Anybody got a tutorial or some knowledge on how to test a component and interact with it in the repl?

tetriscodes18:10:32

Or is the idea to test the system as a whole and the components will get tested as the system gets tested?

tetriscodes18:10:26

Currently the only way in my system is through HTTP and MQTT.

roberto18:10:13

in the repl, just start the component: (def db-component-instance (component/start my-component))

roberto18:10:34

then you can use that in the repl.

roberto18:10:14

there is nothing special you need to do to test them, other than just start them and pass it to the function that needs to use it.

seancorfield20:10:44

@tetriscodes You can create (and test) any individual component in the REPL (and the Component docs give examples). Not quite sure what you’re asking…?

tetriscodes20:10:39

Just what is best practice, Test the Components vs Test the system’s surface

tetriscodes20:10:39

@seancorfield I coudnt find the docs. I see very little on the github readme about testing

seancorfield20:10:49

So much is going to depend on what the component actually is. Mostly, components are just some data / state with initialization (and possibly termination) code.

seancorfield20:10:14

In general you’re going to be testing functions that depend on components (i.e., take components as arguments).

seancorfield20:10:44

So you don’t really “test the component”, except insofar as you can test that it starts / stops correctly.

seancorfield20:10:24

The docs for Component say that you don’t pass the entire system around everywhere in your code, only the subcomponents that are needed by a particular set of functions. When you’re testing those functions, you only need the subcomponent so you can create just that part with system-map sometimes, or the “constructor” function for the record that has your start/stop functionality.

seancorfield20:10:54

Does that help? If not, can you be more precise about what you’re asking…?

roberto20:10:41

for example, how would you test a database connection in another programming language?
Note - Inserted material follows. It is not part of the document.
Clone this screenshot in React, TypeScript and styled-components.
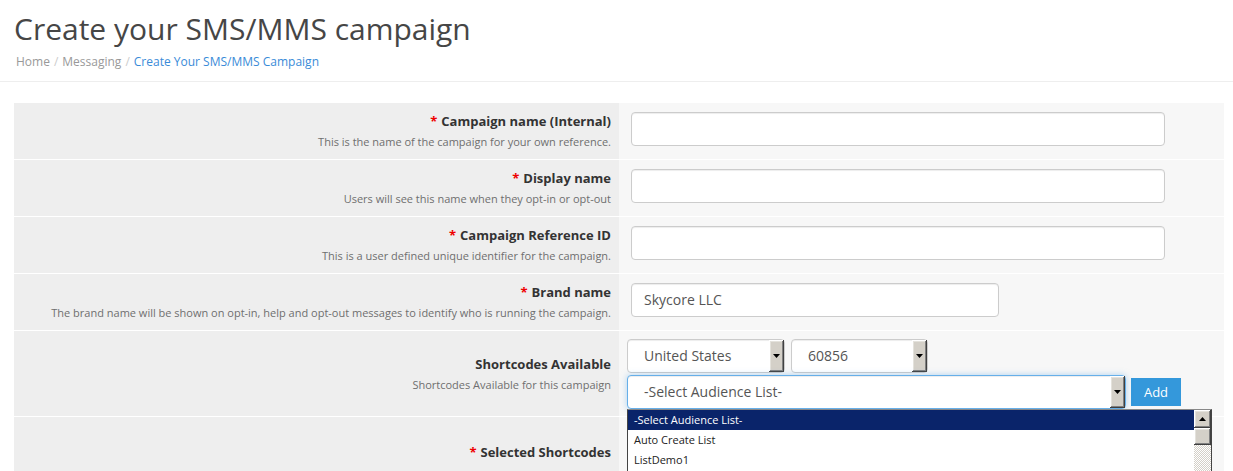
import styled, { createGlobalStyle } from "styled-components";

const GlobalStyle = createGlobalStyle`
  body {
    margin: 0;
    background: #fff;
    font-family: "Open Sans", "Liberation Sans", sans-serif;
    color: #333;
  }
`;

const Page = styled.div`
  width: 1233px;
  height: 471px;
  overflow: hidden;
`;

const Header = styled.div`
  padding: 12px 14px 11px;
  border-bottom: 1px solid #eee;
`;

const Title = styled.h1`
  margin: 0;
  font-size: 30px;
  line-height: 33px;
  font-weight: 400;
  color: #464646;
`;

const Crumbs = styled.div`
  margin-top: 8px;
  padding-left: 2px;
  font-size: 12px;
  line-height: 17px;
  color: #999;
`;

const Crumb = styled.span<{ $active?: boolean }>`
  color: ${(p) => (p.$active ? "#3a8bd8" : "#999")};
`;

const Sep = styled.span`
  color: #ccc;
  padding: 0 4px;
`;

const Form = styled.div`
  margin: 21px 9px 0 14px;
  width: 1210px;
`;

const Row = styled.div`
  display: grid;
  grid-template-columns: 605px 605px;
  border-bottom: 1px solid #fff;
`;

const LabelCell = styled.div<{ $height: number }>`
  min-height: ${(p) => p.$height}px;
  background: #eee;
  padding: 0 8px 0 0;
  display: flex;
  flex-direction: column;
  justify-content: center;
  align-items: flex-end;
  text-align: right;
`;

const Label = styled.div`
  font-size: 13px;
  line-height: 18px;
  font-weight: 700;
  color: #333;
`;

const Star = styled.span`
  color: #e00;
  margin-right: 4px;
`;

const Help = styled.div`
  margin-top: 4px;
  font-size: 11px;
  line-height: 16px;
  color: #6f6f6f;
`;

const FieldCell = styled.div<{ $pad?: string }>`
  background: #f7f7f7;
  padding: ${(p) => p.$pad ?? "9px 12px 13px"};
`;

const TextInput = styled.div<{ $width: number }>`
  box-sizing: border-box;
  width: ${(p) => p.$width}px;
  height: 34px;
  padding: 0 12px;
  background: #fff;
  border: 1px solid #ccc;
  border-radius: 4px;
  box-shadow: inset 0 1px 1px rgba(0, 0, 0, 0.075);
  font-size: 14px;
  line-height: 32px;
  color: #555;
`;

const Stack = styled.div`
  display: flex;
  flex-direction: column;
  gap: 2px;
`;

const Line = styled.div`
  display: flex;
  align-items: center;
  gap: 6px;
`;

const SelectWrap = styled.div`
  position: relative;
`;

const SelectBox = styled.div<{ $width: number; $height: number; $focus?: boolean }>`
  box-sizing: border-box;
  width: ${(p) => p.$width}px;
  height: ${(p) => p.$height}px;
  display: flex;
  background: #fff;
  border: 1px solid ${(p) => (p.$focus ? "#66afe9" : "#ccc")};
  border-radius: 4px;
  box-shadow: ${(p) =>
    p.$focus
      ? "inset 0 1px 1px rgba(0,0,0,.075), 0 0 6px rgba(102,175,233,.5)"
      : "inset 0 1px 1px rgba(0,0,0,.075)"};
`;

const SelectText = styled.div`
  flex: 1;
  padding-left: 16px;
  font-size: 14px;
  line-height: 31px;
  color: #555;
  white-space: nowrap;
`;

const Bevel = styled.div<{ $w: number }>`
  box-sizing: border-box;
  width: ${(p) => p.$w}px;
  flex: none;
  background: #d4d0c8;
  box-shadow: inset -1px -1px #404040, inset 1px 1px #fff,
    inset -2px -2px #808080, inset 2px 2px #e4e2dc;
  display: flex;
  align-items: center;
  justify-content: center;
`;

const AddButton = styled.button`
  margin-left: -1px;
  width: 50px;
  height: 28px;
  border: 0;
  border-radius: 0;
  background: #3498db;
  color: #fff;
  font-family: "Open Sans", "Liberation Sans", sans-serif;
  font-size: 13px;
  padding: 0;
`;

const ListBox = styled.div`
  position: absolute;
  top: 100%;
  left: 0;
  width: 585px;
  height: 80px;
  box-sizing: border-box;
  border: 1px solid #444;
  border-top-color: #888;
  background: #fff;
  display: flex;
  z-index: 2;
`;

const Options = styled.div`
  flex: 1;
`;

const Option = styled.div<{ $selected?: boolean }>`
  height: 20px;
  padding-left: 6px;
  font-size: 11px;
  line-height: 20px;
  color: ${(p) => (p.$selected ? "#fff" : "#222")};
  background: ${(p) => (p.$selected ? "#0a246a" : "transparent")};
`;

const ScrollBar = styled.div`
  width: 17px;
  display: flex;
  flex-direction: column;
  background: repeating-conic-gradient(#d4d0c8 0% 25%, #fff 0% 50%) 0 0 / 2px 2px;
`;

const ScrollPart = styled(Bevel)<{ $h: number }>`
  height: ${(p) => p.$h}px;
`;

const Arrow = ({ up }: { up?: boolean }) => (
  <svg width="7" height="4" viewBox="0 0 7 4">
    <path d={up ? "M3.5 0L7 4H0z" : "M0 0h7L3.5 4z"} fill="#000" />
  </svg>
);

type Select = { value: string; width: number; height: number; focus?: boolean };

const Dropdown = ({ value, width, height, focus }: Select) => (
  <SelectBox $width={width} $height={height} $focus={focus}>
    <SelectText>{value}</SelectText>
    <Bevel $w={15}>
      <Arrow />
    </Bevel>
  </SelectBox>
);

const fields = [
  {
    label: "Campaign name (Internal)",
    help: "This is the name of the campaign for your own reference.",
    width: 534,
    value: "",
  },
  {
    label: "Display name",
    help: "Users will see this name when they opt-in or opt-out",
    width: 534,
    value: "",
  },
  {
    label: "Campaign Reference ID",
    help: "This is a user defined unique identifier for the campaign.",
    width: 534,
    value: "",
  },
  {
    label: "Brand name",
    help: "The brand name will be shown on opt-in, help and opt-out messages to identify who is running the campaign.",
    width: 368,
    value: "Skycore LLC",
  },
];

const audiences = ["-Select Audience List-", "Auto Create List", "ListDemo1"];

export default function App() {
  return (
    <Page>
      <GlobalStyle />
      <Header>
        <Title>Create your SMS/MMS campaign</Title>
        <Crumbs>
          <Crumb>Home</Crumb>
          <Sep>/</Sep>
          <Crumb>Messaging</Crumb>
          <Sep>/</Sep>
          <Crumb $active>Create Your SMS/MMS Campaign</Crumb>
        </Crumbs>
      </Header>
      <Form>
        {fields.map((f) => (
          <Row key={f.label}>
            <LabelCell $height={56}>
              <Label>
                <Star>*</Star>
                {f.label}
              </Label>
              <Help>{f.help}</Help>
            </LabelCell>
            <FieldCell>
              <TextInput $width={f.width}>{f.value}</TextInput>
            </FieldCell>
          </Row>
        ))}
        <Row>
          <LabelCell $height={85}>
            <Label>Shortcodes Available</Label>
            <Help>Shortcodes Available for this campaign</Help>
          </LabelCell>
          <FieldCell $pad="8px 12px 7px 8px">
            <Stack>
              <Line>
                <Dropdown value="United States" width={158} height={34} />
                <Dropdown value="60856" width={137} height={34} />
              </Line>
              <Line>
                <SelectWrap>
                  <Dropdown value="-Select Audience List-" width={499} height={34} focus />
                  <ListBox>
                    <Options>
                      {audiences.map((a, i) => (
                        <Option key={a} $selected={i === 0}>
                          {a}
                        </Option>
                      ))}
                    </Options>
                    <ScrollBar>
                      <ScrollPart $w={17} $h={18}>
                        <Arrow up />
                      </ScrollPart>
                      <ScrollPart $w={17} $h={17} />
                    </ScrollBar>
                  </ListBox>
                </SelectWrap>
                <AddButton>Add</AddButton>
              </Line>
            </Stack>
          </FieldCell>
        </Row>
        <Row>
          <LabelCell $height={70}>
            <Label>
              <Star>*</Star>
              Selected Shortcodes
            </Label>
          </LabelCell>
          <FieldCell />
        </Row>
      </Form>
    </Page>
  );
}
You don’t really, at least I have never done that. In component, you might have a Database component that holds a connection (or pool of connections) to a database that other parts of your system depend on to communicate with the database. If I felt the need to test a Database component, for example, I would probably just inspect its properties to see if a connection was open, and then close it and verify that it was closed. There really isn’t much to test. The other way, which is probably done more than once through out the system, is to only test those functions that depend on the database component.